Memory Coherence in Shared Virtual Memory Systems
--- Li et al., 1989

Summary by David Wagner

   * Problem: manage virtual memory on a loosely coupled multiprocessor
     (where each processor has its own physical memory); each processor must
     see a coherent view of the same virtual address space.
   * Motivation: we'll get process migration, RPC for free. More intuitive
     programming model than message-passing.
   * Algorithms:
        o Page synchronization schemes: invalidation or write-broadcast.
          Write-broadcast needs special hardware support that's not
          currently available, so paper uses invalidation.
        o Page ownership: fixed (static) or dynamic.

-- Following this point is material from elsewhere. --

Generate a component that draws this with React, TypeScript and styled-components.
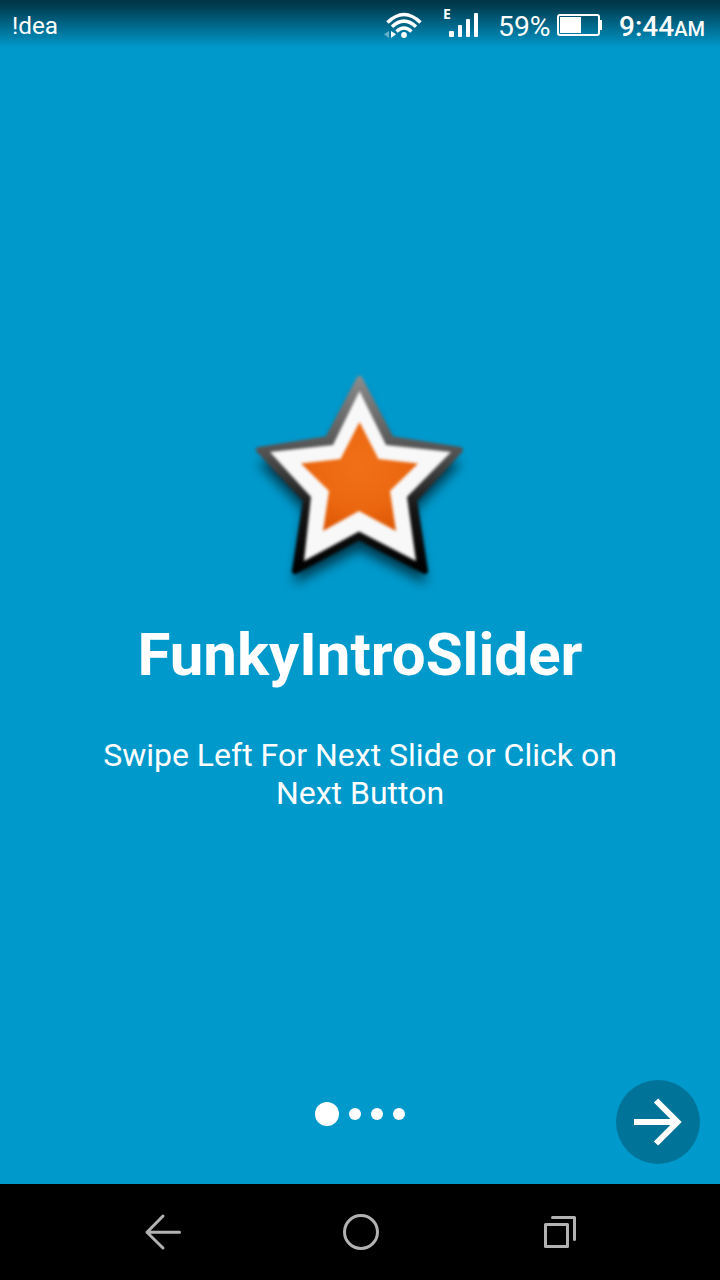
import React from 'react';
import styled, { createGlobalStyle } from 'styled-components';

const GlobalStyle = createGlobalStyle`
  * { box-sizing: border-box; }
  body { margin: 0; background: #0099cc; font-family: Roboto, "Liberation Sans", sans-serif; color: #fff; }
`;

const Screen = styled.div`
  display: flex;
  flex-direction: column;
  width: 720px;
  height: 1280px;
  background: #0099cc;
  overflow: hidden;
`;

const StatusBar = styled.header`
  display: flex;
  align-items: flex-start;
  height: 50px;
  padding: 0 15px 0 12px;
  background: linear-gradient(#003647 0px, #003d51 6px, #0099cc 48px);
`;

const StatusText = styled.span<{ $size: number; $weight?: number; $width?: number; $left?: number; $top: number }>`
  flex: none;
  width: ${p => (p.$width ? `${p.$width}px` : 'auto')};
  font-size: ${p => p.$size}px;
  font-weight: ${p => p.$weight ?? 400};
  line-height: 30px;
  margin: ${p => p.$top}px 0 0 ${p => p.$left ?? 0}px;
  white-space: nowrap;
`;

const Spacer = styled.div`
  flex: 1;
`;

const StatusIcon = styled.svg`
  flex: none;
  display: block;
`;

const Signal = styled.div`
  display: flex;
  width: 55px;
  height: 50px;
`;

const NetworkType = styled.span`
  width: 6px;
  margin-top: 6px;
  font: 700 14px/16px "Noto Sans", sans-serif;
`;

const Meridiem = styled.small`
  font-size: 20px;
  font-weight: 500;
`;

const Slide = styled.main`
  display: flex;
  flex-direction: column;
  align-items: center;
  height: 1020px;
  padding-top: 310px;
`;

const Star = styled.svg`
  display: block;
  flex: none;
`;

const Title = styled.h1`
  margin: 20px 0 0;
  font-size: 60px;
  font-weight: 700;
  line-height: 70px;
`;

const Description = styled.p`
  width: 560px;
  margin: 46px 0 0;
  font-size: 32px;
  line-height: 38px;
  text-align: center;
`;

const Controls = styled.footer`
  display: grid;
  grid-template-columns: 1fr auto 1fr;
  height: 114px;
  padding: 10px 20px 0;
`;

const Dots = styled.div`
  grid-column: 2;
  display: flex;
  align-items: center;
  gap: 10px;
  height: 68px;
`;

const Dot = styled.i<{ $active?: boolean }>`
  width: ${p => (p.$active ? 24 : 12)}px;
  height: ${p => (p.$active ? 24 : 12)}px;
  border-radius: 50%;
  background: #fff;
`;

const NextButton = styled.button`
  justify-self: end;
  width: 84px;
  height: 84px;
  padding: 0;
  border: 0;
  border-radius: 50%;
  background: #007399;
`;

const NavBar = styled.nav`
  flex: none;
  display: flex;
  justify-content: space-between;
  align-items: center;
  height: 96px;
  padding: 0 140px;
  background: #000;
`;

const NavIcon = styled.svg`
  display: block;
  fill: none;
  stroke: #b2b2b2;
  stroke-width: 3;
  stroke-linecap: round;
  stroke-linejoin: round;
`;

export default function App() {
  return (
    <>
      <GlobalStyle />
      <Screen>
        <StatusBar>
          <StatusText $size={24.3} $top={11}>!dea</StatusText>
          <Spacer />
          <StatusIcon width="59" height="50" viewBox="384 0 59 50" fill="none" stroke="#fff" strokeWidth="3.5">
            <path d="M387.5 22.5 Q404 6.5 420.5 22.5" />
            <path d="M392 26.8 Q404 15.5 416 26.8" />
            <path d="M396.5 31.5 Q404 24.5 411.5 31.5" />
            <circle cx="404" cy="35" r="2.9" fill="#fff" stroke="none" />
            <path d="M391 31 L396 34.3 L391 38Z" fill="#fff" stroke="none" />
            <path d="M389 31 L384 34.3 L389 38Z" fill="#fff" opacity=".4" stroke="none" />
          </StatusIcon>
          <Signal>
            <NetworkType>E</NetworkType>
            <StatusIcon width="32" height="50" viewBox="449 0 32 50" fill="#fff">
              <rect x="449" y="31" width="5" height="6" rx="1" />
              <rect x="458" y="25" width="4" height="12" rx="1" />
              <rect x="466" y="19" width="4" height="18" rx="1" />
              <rect x="474" y="13" width="4" height="24" rx="1" />
            </StatusIcon>
          </Signal>
          <StatusText $size={28.3} $top={12} $width={52}>59%</StatusText>
          <StatusIcon width="52" height="50" viewBox="550 0 52 50">
            <rect x="558" y="15" width="41" height="20" rx="2" fill="none" stroke="#fff" strokeWidth="2" />
            <path d="M560 17H581V33H560ZM600 20H602V30H600Z" fill="#fff" />
          </StatusIcon>
          <StatusText $size={28} $weight={500} $top={12} $left={17} $width={86}>
            9:44<Meridiem>AM</Meridiem>
          </StatusText>
        </StatusBar>
        <Slide>
          <Star width="240" height="240" viewBox="0 0 240 240">
            <defs>
              <linearGradient id="rim" gradientUnits="userSpaceOnUse" x1="0" y1="15" x2="0" y2="213">
                <stop offset="0" stopColor="#8c8c8c" />
                <stop offset=".4" stopColor="#505050" />
                <stop offset=".68" stopColor="#151515" />
                <stop offset="1" stopColor="#000" />
              </linearGradient>
              <radialGradient id="core" cx=".5" cy=".4" r=".75">
                <stop offset="0" stopColor="#f07018" />
                <stop offset=".5" stopColor="#ec6810" />
                <stop offset="1" stopColor="#d85000" />
              </radialGradient>
              <filter id="shadow" x="-20%" y="-20%" width="140%" height="140%">
                <feGaussianBlur stdDeviation="6" />
              </filter>
              <filter id="soft" colorInterpolationFilters="sRGB">
                <feGaussianBlur stdDeviation="1.6" />
              </filter>
            </defs>
            <polygon points="119.5,17 151,77 221,90 174,139 186,211 119,177 54,211 65,139 18,90 88,77" fill="#000" opacity=".6" transform="translate(0 13)" filter="url(#shadow)" />
            <g filter="url(#soft)" strokeLinejoin="round">
              <polygon points="119.5,19 151,79 220,90 174,140 185,211 119,177 55,211 66,140 19,90 88,79" fill="url(#rim)" stroke="url(#rim)" strokeWidth="6" />
              <polygon points="119.5,31 146,85 211,92 167,137 176,201 119,171.5 64,201 71,137 30,92 93,85" fill="#f8f8f8" />
              <polygon points="119.5,62 138.5,99 178,103.5 150,131 156,171 119,151 83,171 89,131 61,103.5 100.5,99" fill="url(#core)" />
            </g>
          </Star>
          <Title>FunkyIntroSlider</Title>
          <Description>Swipe Left For Next Slide or Click on Next Button</Description>
        </Slide>
        <Controls>
          <Dots>
            <Dot $active />
            <Dot />
            <Dot />
            <Dot />
          </Dots>
          <NextButton aria-label="Next">
            <StatusIcon width="84" height="84" viewBox="0 0 84 84" fill="none" stroke="#fff" strokeWidth="6">
              <path d="M18 42H62M40 20.5L61.5 42L40 63.5" />
            </StatusIcon>
          </NextButton>
        </Controls>
        <NavBar>
          <NavIcon width="44" height="44" viewBox="140 1210 44 44">
            <path d="M179.5 1232.3H147M163 1216L147 1232.3L163 1248" />
          </NavIcon>
          <NavIcon width="44" height="44" viewBox="338 1210 44 44">
            <circle cx="361" cy="1232" r="16.5" />
          </NavIcon>
          <NavIcon width="44" height="44" viewBox="536 1210 44 44">
            <path d="M545.5 1224.5H567.5V1246.5H545.5ZM552.5 1217.5H574.5V1239.5" />
          </NavIcon>
        </NavBar>
      </Screen>
    </>
  );
}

Statically chosen page
          ownership makes writes too expensive, so paper uses dynamic page
          ownership.
        o ``Page-ownership meta-data'' location: centralized, fixed
          distributed, or dynamic distributed. (Data is paged between CPUs
          according to usage patterns, so everyone must have a way to find
          the page location for fault resolution.)
        o Centralized algorithm: like a monitor; pages do not have fixed
          owners, and there is only one manager CPU that knows who the owner
          is for all pages. Centralized manager serializes page accesses.
          Disadvantage is that centralized manager becomes a bottleneck.
        o Improved centralized algorithm: let individual client CPUs handle
          serialization. This is a partial win, but only because it moves a
          bit closer to a distributed solution.
        o Fixed distributed algorithm: hash function to determine CPU that
          knows where a page is. Disadvantage is that this distribution
          function must be the same for all applications and page usage
          patterns.
        o Broadcast dynamic distributed algorithm: broadcast to find CPU
          that knows where a page is. Simple, but requires too many
          broadcasts. Doesn't scale.
        o True dynamic distributed algorithm: everyone knows the next-hop of
          a route to the CPU that knows where a page is ("probOwner" field
          in paper). Do path-compression (a la set union find algorithm,
          ...). Still broadcasts for invalidation after write faults.
        o Improvements: Force a broadcast after every M page faults (then
          everyone will know the true owner of the page, and paths get
          compressed to length 1); tune M for best performance. Distributed
          copy sets: instead of broadcasting on invalidation, send
          invalidate along reverse direction of all "probOwner" links; no
          broadcasts ever needed.
   * Implementation experience:
        o Implemented on a 8-CPU multiprocessor.
        o Benchmarked with four plausible parallel programs. Performance
          good when communication is not too frequent; also good when usage
          pattern exhibits high degree of locality and little contention.
          Dynamic distributed algorithm a big winner; forwarding is
          infrequent. Performance not compared to message-passing
          implementation of problems; only compared to uniprocessor.
        o "Super-linear speedup" (heh!): performance for N processors on
          highly parallelizable problem can be more than N times as fast as
          for one processor. This paradox arises because the parallel
          machine has N times as much physical memory-- you're comparing
          apples and oranges.